Still, if there was a consensus there, I would say it was around the unlikelihood of a singular business model emerging for the future of monetizing media content. Instead, participants
concluded that the future was likely to be an array of hybrid models -- and not necessarily hybrids within companies, or forms of content, but hybrids among different consumer types. In this scenario,
the experts said, some consumers might be willing to accept a form of media content chockful of advertising, so long as they got it for free. Others might be less price-sensitive and might prefer to
pay to receive the very same content without commercial interruptions. And various other models in between.

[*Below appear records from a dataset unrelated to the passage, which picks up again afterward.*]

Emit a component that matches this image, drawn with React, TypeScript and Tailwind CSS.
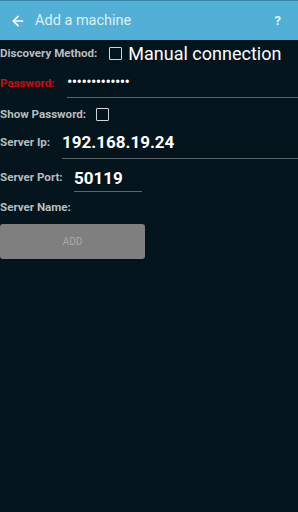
import { ArrowLeft } from "lucide-react";

function Box({ className = "" }: { className?: string }) {
  return <span className={`inline-block w-[13px] h-[13px] border border-[#cfd4d6] rounded-[1px] ${className}`} />;
}

export default function App() {
  return (
    <div className="w-[298px] h-[512px] bg-[#03141c] font-['Roboto',sans-serif] overflow-hidden">
      {/* Toolbar */}
      <div className="h-[40px] bg-[#52afd5] border-t border-[#3a86a8] flex items-center">
        <ArrowLeft className="ml-[10px] w-[16px] h-[16px] text-white" strokeWidth={2.5} />
        <span className="ml-[9px] text-[14.5px] text-[#dff0f7]">Add a machine</span>
        <span className="ml-auto mr-[17px] text-[13px] font-bold text-[#e6f3f8]">?</span>
      </div>

      {/* Discovery method */}
      <div className="h-[27px] flex items-center">
        <span className="text-[11.6px] font-bold text-[#b9bdbf]">Discovery Method:</span>
        <Box className="ml-[12px]" />
        <span className="ml-[6px] text-[18px] text-white leading-none">Manual connection</span>
      </div>

      {/* Password */}
      <div className="h-[31px] flex items-end">
        <span className="text-[11.6px] font-bold text-[#d10a0a] w-[67px] pb-[6px]">Password:</span>
        <div className="flex-1 h-full border-b border-[#5c6669] flex items-center pb-[1px]">
          <span className="text-[16px] text-white tracking-[-0.6px] leading-none">•••••••••••••</span>
        </div>
      </div>

      {/* Show password */}
      <div className="h-[33px] flex items-center">
        <span className="text-[11.6px] font-bold text-[#b9bdbf]">Show Password:</span>
        <Box className="ml-[10px]" />
      </div>

      {/* Server Ip */}
      <div className="h-[30px] flex items-end -mt-[2px]">
        <span className="text-[11.6px] font-bold text-[#b9bdbf] w-[62px] pb-[8px]">Server Ip:</span>
        <div className="flex-1 h-full border-b border-[#5c6669] flex items-center pb-[2px]">
          <span className="text-[17px] font-bold text-white leading-none">192.168.19.24</span>
        </div>
      </div>

      {/* Server Port */}
      <div className="h-[33px] flex items-end">
        <span className="text-[11.6px] font-bold text-[#b9bdbf] w-[74px] pb-[6px]">Server Port:</span>
        <div className="w-[68px] h-full border-b border-[#5c6669] flex items-center pt-[6px]">
          <span className="text-[17px] font-bold text-white leading-none">50119</span>
        </div>
      </div>

      {/* Server Name */}
      <div className="h-[32px] flex items-center">
        <span className="text-[11.6px] font-bold text-[#b9bdbf]">Server Name:</span>
      </div>

      <button className="w-[145px] h-[35px] bg-[#7f7f7f] rounded-[3px] text-[10px] text-[#a9a9a9] flex items-center justify-center">
        ADD
      </button>
    </div>
  );
}
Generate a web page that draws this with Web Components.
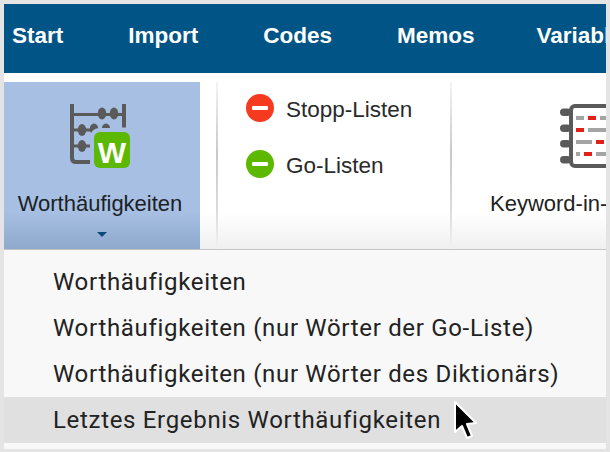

In other words, the media content marketplace -- and the consumers who ultimately
underwrite it either directly or indirectly -- would continue to behave pretty much the way they always have, even if we don't think of it that way. The big difference is that the creators,
packagers, distributors, and underwriters of media content would have to be more flexible in the way they thought about their models, and far more fluid in how they executed them. Kind of how they
actually are behaving, despite the rhetoric you hear at industry conference keynotes, or in the media and technology press.
So I'm going to amend Shelly Palmer's brilliant
observation about the simplicity of media content monetization models to say that, no matter what you call the model, and no matter how many of them you envision, ultimately, we all pay.
And there's one model I assure you will absolutely not work: the one in which no one pays.